* **Provided information**:
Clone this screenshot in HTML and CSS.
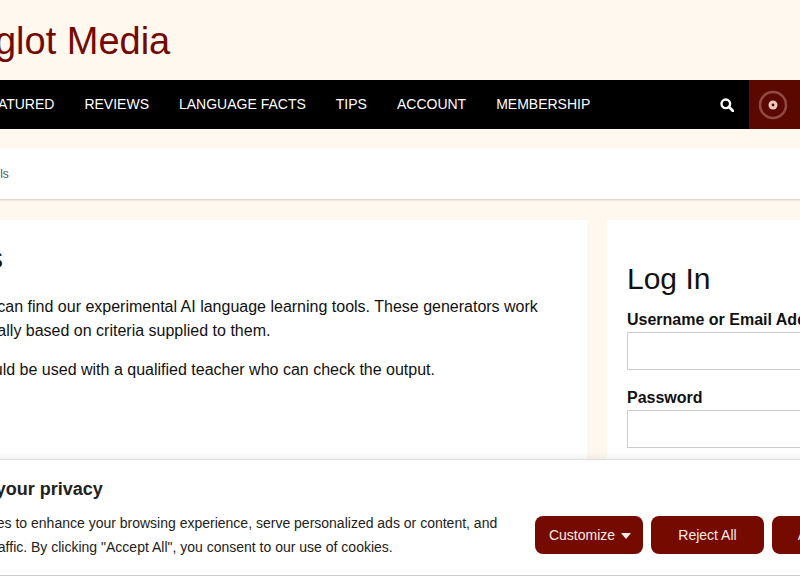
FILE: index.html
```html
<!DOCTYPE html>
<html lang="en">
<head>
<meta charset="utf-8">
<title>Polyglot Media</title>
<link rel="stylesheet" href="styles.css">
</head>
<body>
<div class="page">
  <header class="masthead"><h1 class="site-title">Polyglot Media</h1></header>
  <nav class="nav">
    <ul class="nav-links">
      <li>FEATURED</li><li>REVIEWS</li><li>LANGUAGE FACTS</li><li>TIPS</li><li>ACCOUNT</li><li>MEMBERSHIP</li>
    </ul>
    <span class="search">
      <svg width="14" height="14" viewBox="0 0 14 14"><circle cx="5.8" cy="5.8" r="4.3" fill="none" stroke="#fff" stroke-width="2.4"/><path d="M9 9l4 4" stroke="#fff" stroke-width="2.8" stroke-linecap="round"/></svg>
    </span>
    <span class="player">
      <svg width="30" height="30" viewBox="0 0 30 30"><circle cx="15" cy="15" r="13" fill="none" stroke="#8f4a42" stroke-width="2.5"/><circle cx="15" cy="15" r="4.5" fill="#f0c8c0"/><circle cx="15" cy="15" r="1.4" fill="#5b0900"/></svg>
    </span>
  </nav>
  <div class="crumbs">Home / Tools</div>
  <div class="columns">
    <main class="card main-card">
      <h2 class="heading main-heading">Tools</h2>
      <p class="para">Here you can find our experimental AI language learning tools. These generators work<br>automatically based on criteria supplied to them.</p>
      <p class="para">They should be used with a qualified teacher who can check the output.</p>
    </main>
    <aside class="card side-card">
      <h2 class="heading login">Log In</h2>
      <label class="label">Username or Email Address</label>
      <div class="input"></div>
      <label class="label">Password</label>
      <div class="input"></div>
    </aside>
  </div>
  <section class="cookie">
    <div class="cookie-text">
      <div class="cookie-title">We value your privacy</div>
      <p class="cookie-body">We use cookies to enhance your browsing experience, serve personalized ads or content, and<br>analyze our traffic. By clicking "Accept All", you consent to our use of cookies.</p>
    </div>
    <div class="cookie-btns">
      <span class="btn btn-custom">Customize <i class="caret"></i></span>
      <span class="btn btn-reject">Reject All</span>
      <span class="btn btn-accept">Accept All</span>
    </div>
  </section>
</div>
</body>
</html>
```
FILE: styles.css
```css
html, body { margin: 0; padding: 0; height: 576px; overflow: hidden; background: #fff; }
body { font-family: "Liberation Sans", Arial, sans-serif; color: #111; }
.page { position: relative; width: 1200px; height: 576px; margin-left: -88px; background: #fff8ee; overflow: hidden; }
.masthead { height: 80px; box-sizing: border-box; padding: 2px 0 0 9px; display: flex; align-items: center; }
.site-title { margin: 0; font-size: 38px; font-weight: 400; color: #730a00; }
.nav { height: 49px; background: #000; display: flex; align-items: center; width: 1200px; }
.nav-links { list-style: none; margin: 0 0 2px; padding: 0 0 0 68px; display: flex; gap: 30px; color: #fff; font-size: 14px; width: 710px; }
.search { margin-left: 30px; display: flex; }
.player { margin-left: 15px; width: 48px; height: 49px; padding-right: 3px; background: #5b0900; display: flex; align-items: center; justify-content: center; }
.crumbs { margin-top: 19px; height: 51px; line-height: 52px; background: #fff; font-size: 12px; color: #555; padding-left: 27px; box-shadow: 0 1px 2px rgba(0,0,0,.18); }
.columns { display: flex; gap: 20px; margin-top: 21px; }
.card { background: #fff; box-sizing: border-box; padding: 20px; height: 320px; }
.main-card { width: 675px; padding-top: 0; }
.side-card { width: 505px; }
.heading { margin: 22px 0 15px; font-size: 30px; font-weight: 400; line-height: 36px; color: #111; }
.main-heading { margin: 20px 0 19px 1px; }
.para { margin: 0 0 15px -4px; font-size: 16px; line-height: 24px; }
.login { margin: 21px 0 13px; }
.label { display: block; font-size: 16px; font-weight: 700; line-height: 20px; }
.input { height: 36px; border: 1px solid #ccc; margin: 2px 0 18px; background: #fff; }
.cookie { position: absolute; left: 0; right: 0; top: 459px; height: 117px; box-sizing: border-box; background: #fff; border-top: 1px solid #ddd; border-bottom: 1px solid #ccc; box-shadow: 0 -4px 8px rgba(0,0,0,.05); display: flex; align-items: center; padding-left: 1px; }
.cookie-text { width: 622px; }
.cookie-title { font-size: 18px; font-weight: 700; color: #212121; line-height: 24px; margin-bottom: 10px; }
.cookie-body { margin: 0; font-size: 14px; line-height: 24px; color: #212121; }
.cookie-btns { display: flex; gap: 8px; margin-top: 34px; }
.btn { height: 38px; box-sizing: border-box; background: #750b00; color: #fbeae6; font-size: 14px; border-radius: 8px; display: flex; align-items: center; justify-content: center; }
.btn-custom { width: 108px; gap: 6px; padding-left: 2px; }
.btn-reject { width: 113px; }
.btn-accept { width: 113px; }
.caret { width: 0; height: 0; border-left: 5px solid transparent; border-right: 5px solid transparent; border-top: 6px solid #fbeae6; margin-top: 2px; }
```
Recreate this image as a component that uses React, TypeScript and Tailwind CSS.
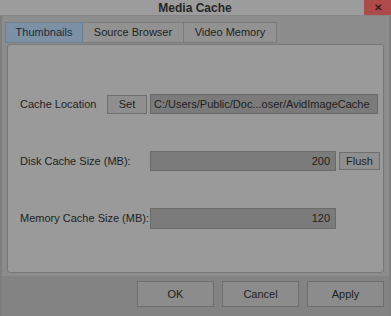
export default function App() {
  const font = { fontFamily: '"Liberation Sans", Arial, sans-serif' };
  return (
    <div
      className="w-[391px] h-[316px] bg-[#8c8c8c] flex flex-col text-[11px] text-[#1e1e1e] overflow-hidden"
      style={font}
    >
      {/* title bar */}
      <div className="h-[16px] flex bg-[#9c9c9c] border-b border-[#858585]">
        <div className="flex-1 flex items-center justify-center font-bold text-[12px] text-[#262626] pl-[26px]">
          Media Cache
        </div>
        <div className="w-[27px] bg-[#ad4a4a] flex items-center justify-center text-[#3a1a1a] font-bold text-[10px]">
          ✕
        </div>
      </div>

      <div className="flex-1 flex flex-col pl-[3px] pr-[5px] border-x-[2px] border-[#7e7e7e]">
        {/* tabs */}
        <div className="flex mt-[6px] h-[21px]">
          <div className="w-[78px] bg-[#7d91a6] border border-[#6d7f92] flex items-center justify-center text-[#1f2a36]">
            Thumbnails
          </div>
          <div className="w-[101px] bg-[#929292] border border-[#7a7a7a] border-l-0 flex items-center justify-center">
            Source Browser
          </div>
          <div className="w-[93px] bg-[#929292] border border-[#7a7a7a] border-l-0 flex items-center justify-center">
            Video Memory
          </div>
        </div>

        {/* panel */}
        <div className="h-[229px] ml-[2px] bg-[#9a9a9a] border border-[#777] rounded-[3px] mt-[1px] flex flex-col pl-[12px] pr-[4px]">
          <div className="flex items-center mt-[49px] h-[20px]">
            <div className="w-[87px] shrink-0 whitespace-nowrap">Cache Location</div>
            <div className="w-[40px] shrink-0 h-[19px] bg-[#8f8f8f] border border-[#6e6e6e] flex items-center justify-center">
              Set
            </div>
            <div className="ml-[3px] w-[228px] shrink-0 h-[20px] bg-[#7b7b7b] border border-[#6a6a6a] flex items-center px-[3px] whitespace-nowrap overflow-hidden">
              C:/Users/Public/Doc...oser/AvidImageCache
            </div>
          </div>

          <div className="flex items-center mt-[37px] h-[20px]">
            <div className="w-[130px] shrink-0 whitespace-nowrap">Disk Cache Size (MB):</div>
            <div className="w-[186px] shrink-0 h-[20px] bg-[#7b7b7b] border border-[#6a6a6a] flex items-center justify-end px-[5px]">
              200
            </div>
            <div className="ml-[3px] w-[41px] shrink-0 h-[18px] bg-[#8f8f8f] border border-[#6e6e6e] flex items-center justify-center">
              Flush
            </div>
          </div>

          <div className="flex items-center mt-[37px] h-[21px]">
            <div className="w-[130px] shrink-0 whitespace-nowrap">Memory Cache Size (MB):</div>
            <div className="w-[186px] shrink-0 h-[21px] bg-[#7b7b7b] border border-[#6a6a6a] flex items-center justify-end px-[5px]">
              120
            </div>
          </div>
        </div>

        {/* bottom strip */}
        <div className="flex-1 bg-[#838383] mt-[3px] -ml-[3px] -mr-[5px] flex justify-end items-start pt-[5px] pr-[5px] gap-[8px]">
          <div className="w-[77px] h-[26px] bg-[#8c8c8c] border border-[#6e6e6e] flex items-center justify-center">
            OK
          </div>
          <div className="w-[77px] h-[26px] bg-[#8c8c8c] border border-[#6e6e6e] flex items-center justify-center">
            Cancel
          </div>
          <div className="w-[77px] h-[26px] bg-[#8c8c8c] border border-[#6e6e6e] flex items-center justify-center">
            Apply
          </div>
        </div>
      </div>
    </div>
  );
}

* **What to produce**:
Identify each line in the entries with the word "this" and copy it.

* **Task result**:
Clone this screenshot in HTML and CSS.
Recreate this image as a component that uses React, TypeScript and Tailwind CSS.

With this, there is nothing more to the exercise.